İlk derece mahkemesince yapılan yargılama neticesinde , davalı ile dava dışı ... arasında imzalanan 05/01/2012 tarihli genel kredi sözleşmesinin davacı tarafından müşterek borçlu müteselsil kefil sıfatıyla imzalandığı, kefalet limitinin 150.000,00 TL olduğu, sözleşme tarihi itibariyle yürürlükte bulunan 818 sayılı BK"nın 483 ve devam eden maddeleri hükümlerine göre davacının kefaletinin geçerli olduğu, davacının genel kredi sözleşmesini müşterek borçlu müteselsil kefil olarak imzaladığı gibi aynı kredi ilişkisi nedeniyle düzenlenen bonoyu da imzaladığı, davacının bonoda bulunan imzasına itiraz etmediği, yalnızca imzanın atılı bulunduğu yer nedeniyle geçersiz olduğunu savunduğu, TTK"nın 701/3. maddesine göre muhatabın veya düzenleyicinin imzaları hariç olmak üzere poliçenin yüzüne atılan her imzanın aval şerhi sayıldığı hükmünün düzenlendiği, aval verenin de TTK"nın 702. maddesine göre asıl borçlu gibi sorumlu olduğu, TTK"nın 778/3. maddesi yollaması nedeniyle TTK"nın 701 ve 702. maddelerinin bono yönünden de uygulanması gerektiği, bu nedenle davacının bononun sol yan kısmına attığı imzanın bononun geçerliliğine bir etkisinin bulunmadığı, davacının aval veren olarak imzaladığı 50.000,00 TL bedelli bononun kefalet miktarı sınırı içinde kaldığı, bizzat davacıdan yapılan tahsilatların mahsubu sonucu davacının kefaletinin 121.391,44 TL"lik miktar yönünden devam ettiği gerekçesiyle davanın reddine karar verilmiş hüküm davacı vekili tarafından istinaf edilmiştir.
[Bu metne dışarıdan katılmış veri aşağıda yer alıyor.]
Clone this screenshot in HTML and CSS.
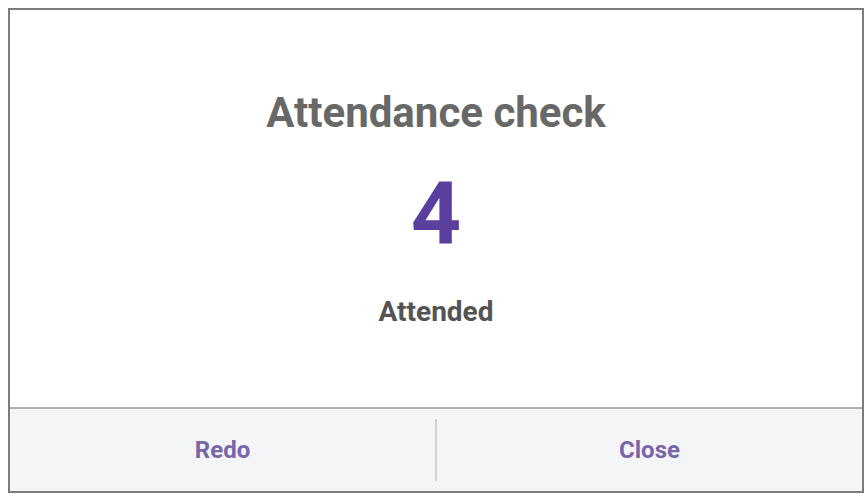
FILE: index.html
```html
<!DOCTYPE html>
<html>
<head>
<meta charset="utf-8">
<link rel="stylesheet" href="styles.css">
</head>
<body>
<div class="dialog">
  <div class="content">
    <h1 class="title">Attendance check</h1>
    <div class="count">4</div>
    <div class="label">Attended</div>
  </div>
  <div class="footer">
    <button class="btn">Redo</button>
    <div class="divider"></div>
    <button class="btn">Close</button>
  </div>
</div>
</body>
</html>
```
FILE: styles.css
```css
html, body { margin: 0; padding: 0; background: #ffffff; }
body { padding: 8px 4px 5px 8px; font-family: Roboto, "Liberation Sans", sans-serif; }
.dialog {
  box-sizing: border-box;
  width: 856px;
  height: 485px;
  border: 2px solid #7c7c7c;
  display: flex;
  flex-direction: column;
  background: #fff;
}
.content {
  flex: 1;
  display: flex;
  flex-direction: column;
  align-items: center;
}
.title {
  margin: 78px 0 0 0;
  font-size: 42px;
  font-weight: 700;
  color: #686868;
  line-height: 49px;
}
.count {
  margin-top: 32px;
  font-size: 88px;
  font-weight: 700;
  color: #5b3f9e;
  line-height: 90px;
}
.label {
  margin-top: 37px;
  font-size: 28px;
  font-weight: 700;
  color: #545454;
  line-height: 32px;
}
.footer {
  height: 82px;
  border-top: 2px solid #b0b0b0;
  background: #f4f5f7;
  display: flex;
  align-items: center;
}
.btn {
  flex: 1;
  border: 0;
  background: transparent;
  font-family: inherit;
  font-size: 24px;
  font-weight: 700;
  color: #7866a9;
  height: 100%;
  padding: 0;
}
.divider {
  width: 2px;
  height: 62px;
  background: #d0d2d5;
}
```
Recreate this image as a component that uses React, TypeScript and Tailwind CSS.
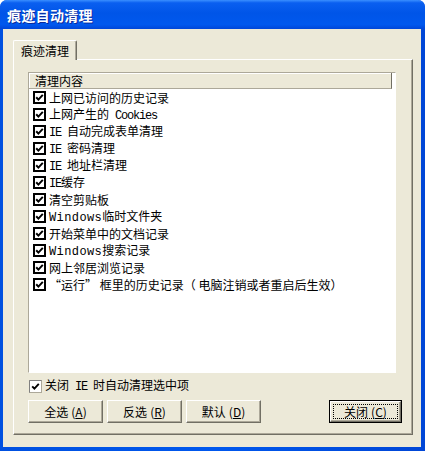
import React from 'react';

const items: React.ReactNode[] = [
  '上网已访问的历史记录',
  <>上网产生的<Latin> Cookies</Latin></>,
  <><Latin>IE </Latin>自动完成表单清理</>,
  <><Latin>IE </Latin>密码清理</>,
  <><Latin>IE </Latin>地址栏清理</>,
  <><Latin>IE</Latin>缓存</>,
  '清空剪贴板',
  <><Latin wide>Windows</Latin>临时文件夹</>,
  '开始菜单中的文档记录',
  <><Latin wide>Windows</Latin>搜索记录</>,
  '网上邻居浏览记录',
  '“运行” 框里的历史记录（ 电脑注销或者重启后生效）',
];

function Latin({ children, wide }: { children: React.ReactNode; wide?: boolean }) {
  return (
    <span
      className={
        wide
          ? "[font-family:'Liberation_Mono',monospace] text-[12px] tracking-[0.4px] whitespace-pre"
          : "[font-family:'Liberation_Mono',monospace] text-[12px] tracking-[-1.2px] whitespace-pre"
      }
    >
      {children}
    </span>
  );
}

function ListCheck() {
  return (
    <svg width="13" height="13" viewBox="0 0 13 13" className="shrink-0">
      <rect x="1" y="1" width="11" height="11" fill="#fff" stroke="#000" strokeWidth="2" />
      <path d="M3.2 6.3 L5.4 8.6 L9.8 3.9" fill="none" stroke="#000" strokeWidth="2" />
    </svg>
  );
}

function SmallCheck() {
  return (
    <svg width="13" height="13" viewBox="0 0 13 13" className="shrink-0">
      <rect x="0.5" y="0.5" width="12" height="12" fill="#fff" stroke="#aca899" />
      <path d="M0.5 12.5 V0.5 H12.5" fill="none" stroke="#808080" />
      <path d="M3.2 6.3 L5.4 8.6 L9.8 3.9" fill="none" stroke="#000" strokeWidth="1.9" />
    </svg>
  );
}

function Btn({ label, hotkey, primary }: { label: string; hotkey: string; primary?: boolean }) {
  const face = (
    <div className="flex h-full w-full items-center justify-center border-t border-l border-white border-r border-b border-r-[#716f64] border-b-[#716f64] shadow-[inset_-1px_-1px_0_#aca899] text-[12px] text-black">
      {label}
      <span className="ml-[3px]">
        (<span className="underline">{hotkey}</span>)
      </span>
    </div>
  );
  if (primary) {
    return (
      <div className="relative h-[23px] w-[73px] border border-black bg-[#ece9d8]">
        {face}
        <div className="pointer-events-none absolute inset-[3px] border border-dotted border-black" />
      </div>
    );
  }
  return <div className="h-[23px] w-[75px] bg-[#ece9d8]">{face}</div>;
}

export default function App() {
  return (
    <div className="h-[451px] w-[425px] bg-white [font-family:'Noto_Sans_CJK_SC',sans-serif]">
      <div className="flex h-full flex-col overflow-hidden rounded-t-[7px] bg-[linear-gradient(90deg,#0050e0,#0058ee_50%,#0046d6)]">
        {/* Title bar */}
        <div className="flex h-[29px] shrink-0 items-center bg-[linear-gradient(180deg,#3a8fff_0%,#0a5ff0_10%,#0055e8_45%,#0058ee_85%,#0046d8_100%)] pl-[7px]">
          <span className="text-[14px] font-bold leading-none tracking-[0.3px] text-white [text-shadow:1px_1px_0_#0a2a9c]">
            痕迹自动清理
          </span>
        </div>

        {/* Body */}
        <div className="mb-[4px] ml-[3px] mr-[4px] flex flex-1 flex-col bg-[#ece9d8] pl-[10px] pr-[8px] pt-[11px]">
          {/* Tab */}
          <div className="relative z-10 -mb-px flex h-[20px] w-[64px] items-center justify-center rounded-t-[2px] border-l border-t border-r border-l-white border-t-white border-r-[#716f64] bg-[#ece9d8] shadow-[inset_-1px_0_0_#aca899] text-[12px] text-black">
            痕迹清理
          </div>

          {/* Panel */}
          <div className="flex h-[376px] flex-col border-l border-t border-r border-b border-l-white border-t-white border-r-[#716f64] border-b-[#716f64] pl-[14px] pr-[10px] pt-[12px] shadow-[inset_-1px_-1px_0_#aca899]">
            {/* List */}
            <div className="flex h-[301px] w-[368px] flex-col border border-[#aca899] border-r-white border-b-white bg-white">
              <div className="mr-[3px] flex h-[16px] shrink-0 items-center border-b border-r border-b-[#aca899] border-r-[#716f64] bg-[#ece9d8] pl-[6px] text-[12px] text-black shadow-[inset_1px_1px_0_#ffffff]">
                清理内容
              </div>
              <div className="flex flex-col pl-[4px]">
                {items.map((it, i) => (
                  <div key={i} className="flex h-[17px] items-center gap-[3px] whitespace-pre text-[12px] leading-[17px] text-black">
                    <ListCheck />
                    <span>{it}</span>
                  </div>
                ))}
              </div>
            </div>

            {/* Auto clean option */}
            <div className="ml-[1px] mt-[5px] flex h-[16px] items-center gap-[3px] text-[12px] text-black">
              <SmallCheck />
              <span>
                关闭<Latin> IE </Latin>时自动清理选中项
              </span>
            </div>

            {/* Buttons */}
            <div className="mt-[6px] flex items-center">
              <div className="flex gap-[4px]">
                <Btn label="全选" hotkey="A" />
                <Btn label="反选" hotkey="R" />
                <Btn label="默认" hotkey="D" />
              </div>
              <div className="ml-auto">
                <Btn label="关闭" hotkey="C" primary />
              </div>
            </div>
          </div>
        </div>
      </div>
    </div>
  );
}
Bölge adliye mahkemesince yapılan yargılama neticesinde, TTK"nın 701/3 maddesine göre bononun ön yüzünde bulunan muhatap ve düzenleyen dışındaki imzalar aval şerhi sayılır hükmüne göre takip dayanağı senetteki aval şerhine ilişkin davacı imzasının yerinin geçerliliğe bir etkisi olmadığı,davacının avalist olarak imzaladığı senedin davalı bankanın dava dışı borçlu ..."nun bankaya olan kredi borcunun teminatı olduğu ve anılan borçlunun dava tarihi itibarı ile 1.556.392,81 TL borcu bulunduğu, davacı kefilin kefalet sorumluluğunun da 121.391,44 TL üzerinden devam ettiği, senet bedelinin istenebilir halde olduğu gerekçesiyle davacının istinaf talebinin esastan reddine karar verilmiş hüküm davacı vekilince temyiz edilmiştir.
Dosyadaki yazılara kararın dayandığı delillerle gerektirici sebeplere, delillerin takdirinde bir isabetsizlik bulunmamasına göre, davacı vekilinin yerinde görülmeyen bütün temyiz itirazlarının reddiyle muhakeme hukukuna ve maddi hukuka uygun bulunan hükmün ONANMASINA, dosyanın ilk derece mahkemesine gönderilmesine, aşağıda yazılı onama harcının temyiz eden davacıdan alınmasına, 13/11/2019 gününde oybirliğiyle karar verildi.